今日は久しぶりに都会に行ってきました。
コロナ禍で人混みや公共交通機関に乗る事もできるだけ避けてきたこの3年余りだったので、近鉄名古屋駅から残暑の眩しい地上へ出た時は、新しくなった高層ビルをついつい見上げてしまい、上京したての田舎のネズミになった気分でした。
目的は、5年ごとに更新義務がある「自家用発電設備専門技術者」更新講習の受講でした。
今時、講習なんてリモートでやればいいのに…
団体には受講者に遠出させても、わざわざ人手を掛けて講習を開かなきゃいけない都合があるのでしょう。
駅地下街の壁では「F1日本グランプリ」のポスターを見掛けました。
F1と言えば、私がいつも思い出すのは2014年にやっていた発電機関連工事の事です。
先週は自宅用の700W発電機の記事を書きましたが、2014年は三重県立総合医療センターの1000kVAガスタービン発電機の修繕工事を担当していました。

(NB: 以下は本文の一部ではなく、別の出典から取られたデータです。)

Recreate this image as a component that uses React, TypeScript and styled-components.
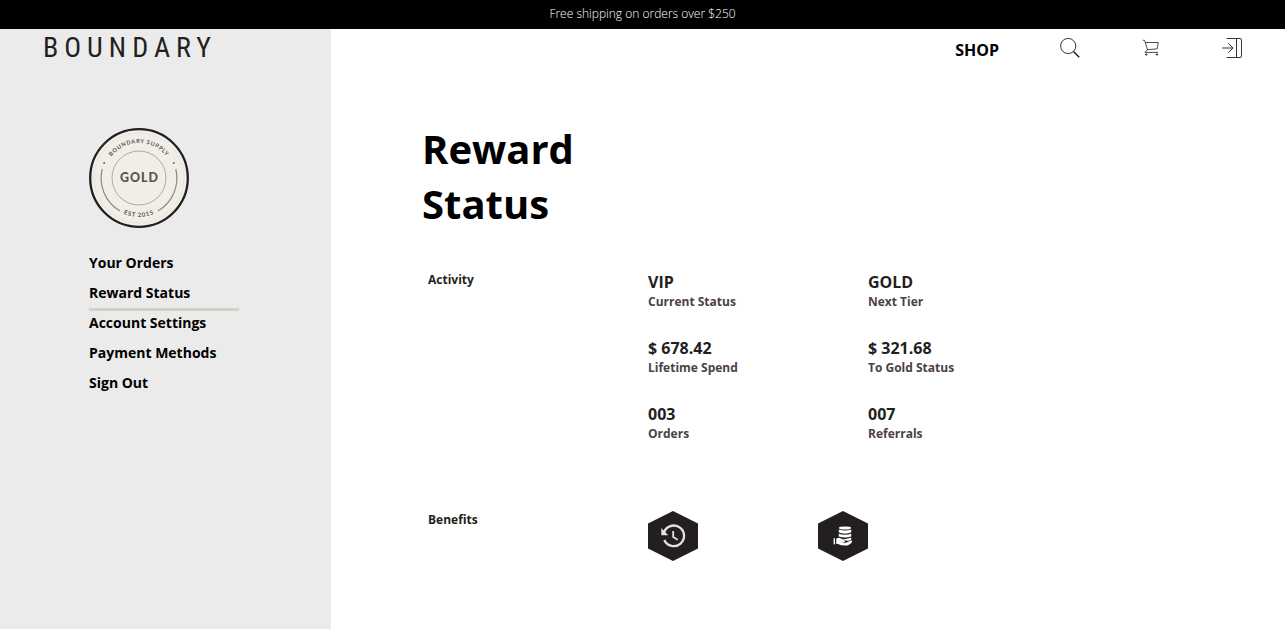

メインの発電機は修理の為に分解され使えなくなります。
その時、運悪く停電が起きたら病院の機能がマヒしてしまう為、すべての電力を賄える1200kVA(600kVA×2台)出力の仮設発電機を設置しました。
システムの設計も設置工事もやりましたが消防法との兼ね合いもあり駐車場の広い範囲を約1年に渡って占拠してました(;^_^A
私は元々クルマやF1が好きで佐藤琢磨さんが走っていた頃は鈴鹿に見にも行っていました。
ですが、この年は工事担当が決まった春からこの案件の事で頭がいっぱいです。
特に、停電時にはこの発電機が無人のまま自動起動し電力を病院に供給しなければいけません。

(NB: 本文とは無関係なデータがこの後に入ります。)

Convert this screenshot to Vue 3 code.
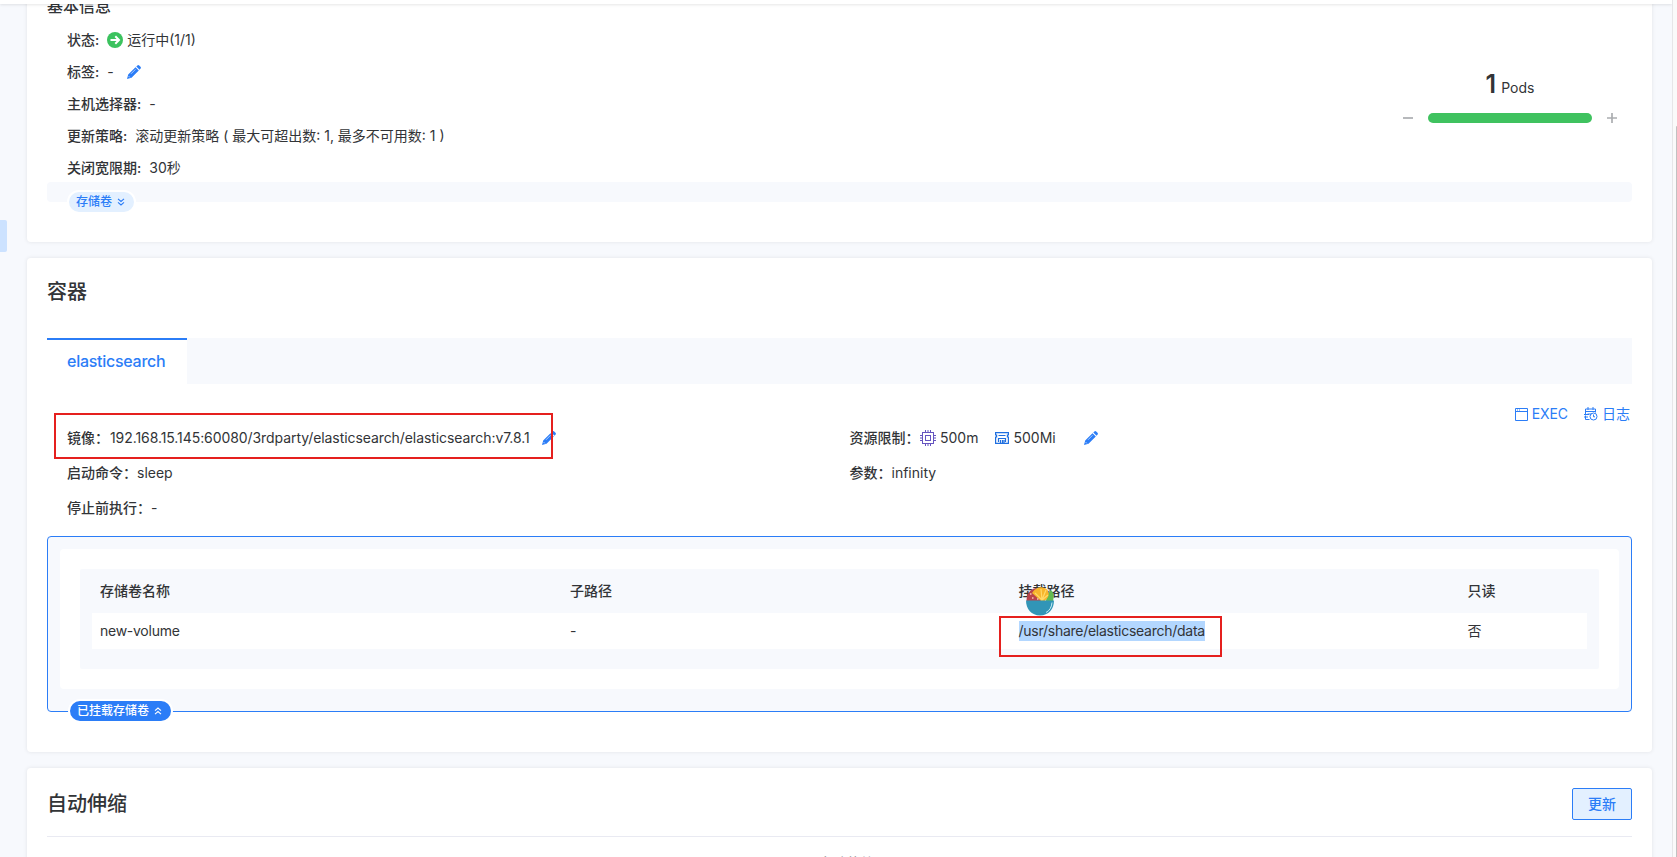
<script setup>
const info = [
  { label: '状态:', value: '运行中(1/1)', kind: 'status' },
  { label: '标签:', value: '-', kind: 'edit' },
  { label: '主机选择器:', value: '-' },
  { label: '更新策略:', value: '滚动更新策略 ( 最大可超出数: 1, 最多不可用数: 1 )' },
  { label: '关闭宽限期:', value: '30秒' },
]
const columns = ['存储卷名称', '子路径', '挂载路径', '只读']
const pencil = 'M9.300 1.400 10.400.4q.9-.7 1.800.1l1.300 1.300q.8.9.1 1.700l-1.100 1.200zM8.500 2.200l3.300 3.300-7.300 7.300L0 14 1.200 9.500z'
</script>

<template>
  <div class="page">
    <div class="topbar"></div>
    <div class="marker"></div>
    <div class="track"><div class="thumb"></div></div>

    <section class="card basic">
      <h3 class="small-title">基本信息</h3>
      <div class="basic-body">
        <div class="rows">
          <div v-for="r in info" :key="r.label" class="row">
            <span class="label">{{ r.label }}</span>
            <svg v-if="r.kind === 'status'" class="status" width="16" height="16" viewBox="0 0 16 16">
              <circle cx="8" cy="8" r="8" fill="#3bc25e" />
              <path d="M3.500 8h8M8.300 4.300 12 8l-3.700 3.700" fill="none" stroke="#fff" stroke-width="2" />
            </svg>
            <span class="value">{{ r.value }}</span>
            <svg v-if="r.kind === 'edit'" class="pencil tag-pencil" width="14" height="14" viewBox="0 0 14 14">
              <path :d="pencil" /><path class="shine" d="m4 8.800 4.500-4.500M1.500 11l1.500 1.500" />
            </svg>
          </div>
        </div>
        <div class="pods">
          <div class="count"><b>1</b><span>Pods</span></div>
          <div class="scale">
            <svg width="10" height="10" viewBox="0 0 10 10"><path d="M0 5h10" /></svg>
            <div class="bar"></div>
            <svg width="10" height="10" viewBox="0 0 10 10"><path d="M0 5h10M5 0v10" /></svg>
          </div>
        </div>
      </div>
      <div class="strip">
        <div class="pill light">
          <span>存储卷</span>
          <svg width="8" height="8" viewBox="0 0 8 8"><path d="m1 .8 3 2.700 3-2.700M1 4.300 4 7l3-2.700" /></svg>
        </div>
      </div>
    </section>

    <section class="card containers">
      <h2>容器</h2>
      <div class="tabs"><div class="tab">elasticsearch</div></div>
      <div class="detail">
        <div class="col left">
          <div class="line"><span class="label">镜像：</span><span class="image">192.168.15.145:60080/3rdparty/elasticsearch/elasticsearch:v7.8.1</span>
            <svg class="pencil img-pencil" width="14" height="14" viewBox="0 0 14 14"><path :d="pencil" /><path class="shine" d="m4 8.800 4.500-4.500M1.500 11l1.500 1.500" /></svg>
          </div>
          <div class="line"><span class="label">启动命令：</span><span class="plain">sleep</span></div>
          <div class="line"><span class="label">停止前执行：</span><span class="plain">-</span></div>
          <div class="frame image-frame"></div>
        </div>
        <div class="col">
          <div class="line">
            <span class="label res">资源限制：</span>
            <svg class="chip" width="16" height="16" viewBox="0 0 16 16" fill="none" stroke="#6554c0">
              <rect x="2.500" y="2.500" width="11" height="11" /><rect x="5.500" y="5.500" width="5" height="5" />
              <path d="M5.500 0v2M8 0v2M10.500 0v2M5.500 14v2M8 14v2M10.500 14v2M0 5.500h2M0 8h2M0 10.500h2M14 5.500h2M14 8h2M14 10.500h2" />
            </svg>
            <span class="cpu">500m</span>
            <svg class="mem" width="14" height="12" viewBox="0 0 14 12" fill="none" stroke="#1f6fe0" stroke-width="1.200">
              <path d="M.6.600h12.800v2.400h-1v2h1v6.400H.6V5h1V3h-1z" /><path d="M3.500 3.500h7M3.500 10V6.500h7V10M5.500 8v3M7.500 8v3M9 8v3" />
            </svg>
            <span class="ram">500Mi</span>
            <svg class="pencil res-pencil" width="14" height="14" viewBox="0 0 14 14"><path :d="pencil" /><path class="shine" d="m4 8.800 4.500-4.500M1.500 11l1.500 1.500" /></svg>
          </div>
          <div class="line"><span class="label">参数：</span><span class="plain">infinity</span></div>
        </div>
        <div class="actions">
          <svg width="13" height="13" viewBox="0 0 13 13"><path d="M.5.500h12v12H.5zM.5 3.500h12M2 2h1M4 2h1" /></svg>
          <span class="exec">EXEC</span>
          <svg class="log-icon" width="14" height="14" viewBox="0 0 14 14"><path d="M5.500 12.500h-4v-4M1.500 7V2h10v3.500M1 4.500h11M4 0v3M9 0v3M0 7.500h5M0 10h4M3.500 7h4" /><circle cx="9.500" cy="9.500" r="3.500" /><path d="M9.500 7.500v2.300H11" /></svg>
          <span>日志</span>
        </div>
      </div>
      <div class="mounts">
        <div class="mount-inner">
          <div class="table">
            <div class="thead"><span v-for="c in columns" :key="c">{{ c }}</span></div>
            <div class="trow"><span>new-volume</span><span>-</span><span><mark>/usr/share/elasticsearch/data</mark></span><span>否</span></div>
            <svg class="bowl" width="28" height="29" viewBox="0 0 28 29">
              <path d="M.5 14C.5 7 4 2 10 1l6 13z" fill="#b8444b" />
              <path d="M20 14c0-4 2-8 5-11 3 3 3 7 2 11z" fill="#62bb52" />
              <path d="M6 6C9 1 13-.5 17 .4c5 1 7 5 5 9.600l-3 4h-4z" fill="#f7b52c" />
              <path d="m9 6 7 7 4-10M15 2l1 11 6-5" fill="none" stroke="#ffd968" stroke-width="1.200" />
              <path d="M4 7h1.500M6 11h1.500M11 12h1.500" stroke="#f3c6b7" stroke-width="1.500" />
              <path d="M0 13.500h28C28 22 22.500 28.500 14 28.500S0 22 0 13.500z" fill="#3195b7" />
              <path d="M26 15.500c-.4 5-2.500 8-6 10" fill="none" stroke="#c9edf5" stroke-width="1" />
            </svg>
            <div class="frame path-frame"></div>
          </div>
        </div>
        <div class="pill solid">
          <span>已挂载存储卷</span>
          <svg width="8" height="8" viewBox="0 0 8 8"><path d="m1 3.700 3-2.700 3 2.700M1 7.200l3-2.700 3 2.700" /></svg>
        </div>
      </div>
    </section>

    <section class="card scaling">
      <div class="scaling-head"><h2>自动伸缩</h2><button>更新</button></div>
      <div class="empty">无自动伸缩</div>
    </section>
  </div>
</template>

<style>
html, body { overflow: hidden; }
</style>
<style scoped>
* { box-sizing: border-box; }
.page { position: relative; height: 857px; overflow: hidden; background: #f7f9fd; color: #323437; font: 14px/20px Inter, "Noto Sans CJK SC", sans-serif; padding: 0 25px 0 27px; white-space: nowrap; }
.topbar { position: absolute; inset: 0 5px auto 0; height: 4px; background: #fff; box-shadow: 0 1px 3px rgba(0,0,0,.1); z-index: 3; }
.marker { position: absolute; left: 0; top: 220px; width: 7px; height: 32px; background: #cce2ff; border-radius: 0 2px 2px 0; }
.track { position: absolute; right: 0; top: 0; width: 5px; height: 857px; background: #fafafa; border-left: 1px solid #e6e6e8; z-index: 4; }
.thumb { margin: 126px 0 0 3px; height: 731px; background: #c1c1c1; border-top-left-radius: 4px; }
h2, h3 { margin: 0; font-weight: 500; }
.card { background: #fff; border-radius: 4px; box-shadow: 0 0 4px rgba(0,0,0,.09); padding: 0 20px; margin-bottom: 16px; }
.basic { height: 242px; overflow: hidden; }
.small-title { font-size: 16px; line-height: 24px; height: 24px; transform: translateY(-6px); }
.basic-body { display: flex; justify-content: space-between; height: 158px; padding: 0 12px 0 20px; }
.row { display: flex; align-items: center; height: 32px; }
.label { font-weight: 500; }
.row .label { margin-right: 8px; }
.status { margin-right: 4px; }
.pencil { fill: #2b7df7; }
.shine { fill: none; stroke: #fff; stroke-width: .6; }
.tag-pencil { margin-left: 13px; }
.pods { width: 220px; padding-top: 45px; }
.count { display: flex; align-items: baseline; justify-content: center; gap: 5px; height: 30px; line-height: 30px; }
.count b { font-size: 25px; font-weight: 600; }
.scale { display: flex; align-items: center; justify-content: center; gap: 15px; margin-top: 14px; }
.scale svg { stroke: #abadb0; stroke-width: 1.700; }
.bar { width: 164px; height: 10px; border-radius: 5px; background: #3fc25f; }
.strip { position: relative; height: 20px; border-radius: 4px; background: #f7f9fd; }
.pill { position: absolute; display: flex; align-items: center; gap: 5px; height: 24px; border: 2px solid #fff; border-radius: 12px; font-size: 12px; font-weight: 500; padding: 0 8px 0 7px; }
.pill svg { fill: none; stroke: currentColor; stroke-width: 1.100; }
.light { left: 20px; top: 8px; width: 69px; background: #e3f0ff; color: #2b7df7; }
.solid { left: 20px; bottom: -12px; width: 105px; background: #2b7df7; color: #fff; }
.containers { height: 494px; }
.containers h2 { font-size: 20px; line-height: 28px; padding-top: 20px; height: 80px; }
.tabs { height: 46px; background: #f7f9fd; }
.tab { width: 140px; height: 46px; border-top: 2px solid #2b7df7; background: #fff; color: #2b7df7; font-size: 16px; font-weight: 500; line-height: 43px; padding-left: 20px; letter-spacing: -.27px; }
.detail { position: relative; display: grid; grid-template-columns: 782.500px 1fr; padding-left: 20px; height: 152px; }
.col { padding-top: 36px; }
.left { position: relative; }
.line { display: flex; align-items: center; height: 35px; }
.image { letter-spacing: -.075px; margin-left: 1px; padding-top: 1px; }
.plain { padding-top: 1px; }
.img-pencil { margin-left: 12.500px; }
.chip { margin: 0 4px 0 .5px; }
.mem { margin: 0 4px 0 17px; }
.res-pencil { margin-left: 28px; }
.frame { position: absolute; border: 2px solid #e5201e; }
.image-frame { left: -13px; top: 29px; width: 499px; height: 46px; }
.path-frame { left: 919px; top: 47px; width: 223px; height: 41px; }
.actions { position: absolute; right: 2px; top: 20px; display: flex; align-items: center; color: #2b7df7; }
.actions svg { fill: none; stroke: #2b7df7; }
.exec { margin: 0 16px 0 4px; letter-spacing: -.1px; }
.log-icon { margin-right: 4px; }
.mounts { position: relative; height: 176px; border: 1px solid #2b7df7; border-radius: 4px; background: #f7f9fd; padding: 12px; }
.mount-inner { background: #fff; height: 140px; border-radius: 4px; padding: 20px; }
.table { position: relative; height: 100px; padding: 0 12px; background: #f7f9fd; border-radius: 2px; }
.thead, .trow { display: grid; grid-template-columns: 470px 448.500px 449px 1fr; align-items: center; padding-left: 8px; }
.thead { height: 44px; font-weight: 500; }
.trow { height: 36px; background: #fff; letter-spacing: -.26px; }
mark { display: inline-block; height: 20px; background: #b3d7ff; color: inherit; vertical-align: top; }
.bowl { position: absolute; left: 946px; top: 18px; }
.scaling { height: 120px; }
.scaling-head { display: flex; justify-content: space-between; align-items: center; height: 69px; padding-top: 3px; border-bottom: 1px solid #e9eaf2; }
.scaling h2 { font-size: 20px; }
button { width: 60px; height: 32px; border: 1px solid #2b7df7; border-radius: 2px; background: #e3f0ff; color: #2b7df7; font: inherit; font-weight: 500; padding: 0; }
.empty { text-align: center; padding-top: 16px; color: #96999e; }
</style>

実機テストもOKだったのですが、できれば台風なんかで地域の停電が起こらないようにといつも願っていました。
ところが…よりにもよってF1日本グランプリ当日に台風がやって来たんです。
また、不運が重なり、その年のレースではジュールビアンキという若手のレーサーが事故に合い、鈴鹿から近く、高度な医療技術を持つこの医療センターに緊急搬送されました。
夜には台風接近で警報も出て、本当に地域停電が起こり、もしも発電機が起動しなかったら大変です。
家でやきもきしているよりはと思い、その夜は現場を確認しに行きました。
鳥羽から四日市へ高速を飛ばし、現場に着く頃には台風も山場を越えており、幸い停電も起こりませんでした。
懐中電灯で発電機の巡視点検だけして帰りました。
レーサーのビアンキ氏は医療センタースタッフの献身の手術と看護により一命を取り止めましたが、本国に戻ったのち残念ながら亡くなられたとの事です。
その後、F1の車両構造やルールも見直され、以来亡くなったレーサーは確かいないと思います。